If American policies are not centered around welcoming more immigrants and refugees to its shore, the country has lost its willpower to exist. It is as simple as that.
Americans afraid of the bearers of the American Dream, just because, are afraid – even hateful – of the concept of the American Dream, in effect. The same goes for political parties. Likes of the Nevada Senator in The Godfather trilogy, an imaginary character railing against “you and your whole fucking family” coming into “this clean country”, are everyday occurrence in parts of American media that profess blood allegiance to a false prophet. Maybe this is a continuation of the scorched earth policy that their patron saint embarked upon to stoke his base, or maybe it is strategic positioning that I still cannot make out why a political party would do that. As summarized by Peggy Noonan , the Grand Dame of American political commentary, in a recent column, “America hasn’t had so many first- and second-generation Americans since the great European wave of the turn of the last century. The political party that embraces this reality, that becomes part of it, will win the future.” Touché!

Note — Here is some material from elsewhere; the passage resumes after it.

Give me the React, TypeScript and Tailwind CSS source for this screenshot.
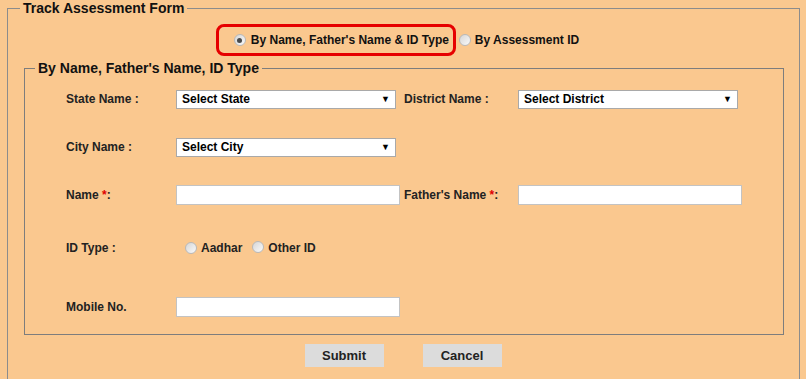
import React from 'react';

const font = { fontFamily: '"Liberation Sans", Arial, sans-serif' };

function Radio({ checked = false }: { checked?: boolean }) {
  return (
    <span className="inline-flex h-[12px] w-[12px] shrink-0 items-center justify-center rounded-full border border-[#b9b9b9] bg-gradient-to-br from-[#d6d6d6] to-[#fafafa]">
      {checked && <span className="h-[5px] w-[5px] rounded-full bg-[#4a4a4a]" />}
    </span>
  );
}

function FakeSelect({ label }: { label: string }) {
  return (
    <div className="flex h-[19px] w-[220px] items-center justify-between border border-[#a9a9a9] bg-white pl-[5px] pr-[5px] text-[12px] font-bold text-black">
      <span>{label}</span>
      <span className="text-[9px] leading-none">▼</span>
    </div>
  );
}

function TextBox() {
  return <div className="h-[20px] w-[224px] border border-[#c3c3c3] bg-white" />;
}

function Label({ children }: { children: React.ReactNode }) {
  return <span className="text-[12px] font-bold text-[#222]">{children}</span>;
}

export default function App() {
  return (
    <div className="h-[379px] w-[806px] overflow-hidden bg-[#fac88f] pl-[7px] pr-[6px]" style={font}>
      <fieldset className="h-[420px] border border-[#8c8c8c] pl-[12px] pr-[15px]">
        <legend className="px-[3px] text-[14px] font-bold leading-[16px] text-[#111]">Track Assessment Form</legend>

        <div className="mt-[8px] flex items-center justify-center pr-[9px]">
          <div className="flex h-[32px] w-[240px] items-center gap-[5px] rounded-[8px] border-[3px] border-[#e60000] pl-[15px]">
            <Radio checked />
            <span className="text-[12px] font-bold text-[#111]">By Name, Father's Name &amp; ID Type</span>
          </div>
          <div className="ml-[3px] flex items-center gap-[4px]">
            <Radio />
            <span className="text-[12px] font-bold text-[#111]">By Assessment ID</span>
          </div>
        </div>

        <fieldset className="ml-[4px] mt-[4px] border border-[#7d7d7d] pl-[10px] pb-[16px]">
          <legend className="px-[3px] text-[14px] font-bold leading-[16px] text-[#111]">By Name, Father's Name, ID Type</legend>

          <div className="pl-[31px] pt-[12px]">
            <div className="grid h-[22px] grid-cols-[110px_228px_114px_auto] items-center">
              <Label>State Name :</Label>
              <FakeSelect label="Select State" />
              <Label>District Name :</Label>
              <FakeSelect label="Select District" />
            </div>

            <div className="mt-[26px] grid h-[22px] grid-cols-[110px_228px_114px_auto] items-center">
              <Label>City Name :</Label>
              <FakeSelect label="Select City" />
            </div>

            <div className="mt-[26px] grid h-[22px] grid-cols-[110px_228px_114px_auto] items-center">
              <Label>
                Name <span className="text-[#e00000]">*</span>:
              </Label>
              <TextBox />
              <Label>
                Father's Name <span className="text-[#e00000]">*</span>:
              </Label>
              <TextBox />
            </div>

            <div className="mt-[30px] grid h-[22px] grid-cols-[110px_228px_114px_auto] items-center">
              <Label>ID Type :</Label>
              <div className="flex items-center pl-[9px]">
                <Radio />
                <span className="ml-[4px] text-[12px] font-bold text-[#222]">Aadhar</span>
                <span className="ml-[10px]"><Radio /></span>
                <span className="ml-[4px] text-[12px] font-bold text-[#222]">Other ID</span>
              </div>
            </div>

            <div className="mt-[38px] grid h-[22px] grid-cols-[110px_228px_114px_auto] items-center">
              <Label>Mobile No.</Label>
              <TextBox />
            </div>
          </div>
        </fieldset>

        <div className="mt-[9px] flex justify-center gap-[39px] pl-[2px]">
          <button className="h-[23px] w-[79px] bg-[#dcdcdc] text-[13px] font-bold text-[#222]">Submit</button>
          <button className="h-[23px] w-[79px] bg-[#dcdcdc] text-[13px] font-bold text-[#222]">Cancel</button>
        </div>
      </fieldset>
    </div>
  );
}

I am not expecting an epiphany overnight, but that is not going to stop us. We are here to stay and enrich the experience for all. We are no different than millions before, and after, us. Like it or not, you cannot live without us but you can leave us be. We need neither accolades nor platitudes. The best you can do for us to not create barriers meant just for us. Not that they will keep us away for long, for, we’ll prove ourselves indispensable with our presence, products and promises.
We are here and we will not have it any other way. We can even teach lessons on American Dream to all who are afraid of it, especially Americans. These learnings will make one exceptional, it might even reconstruct them as Americans.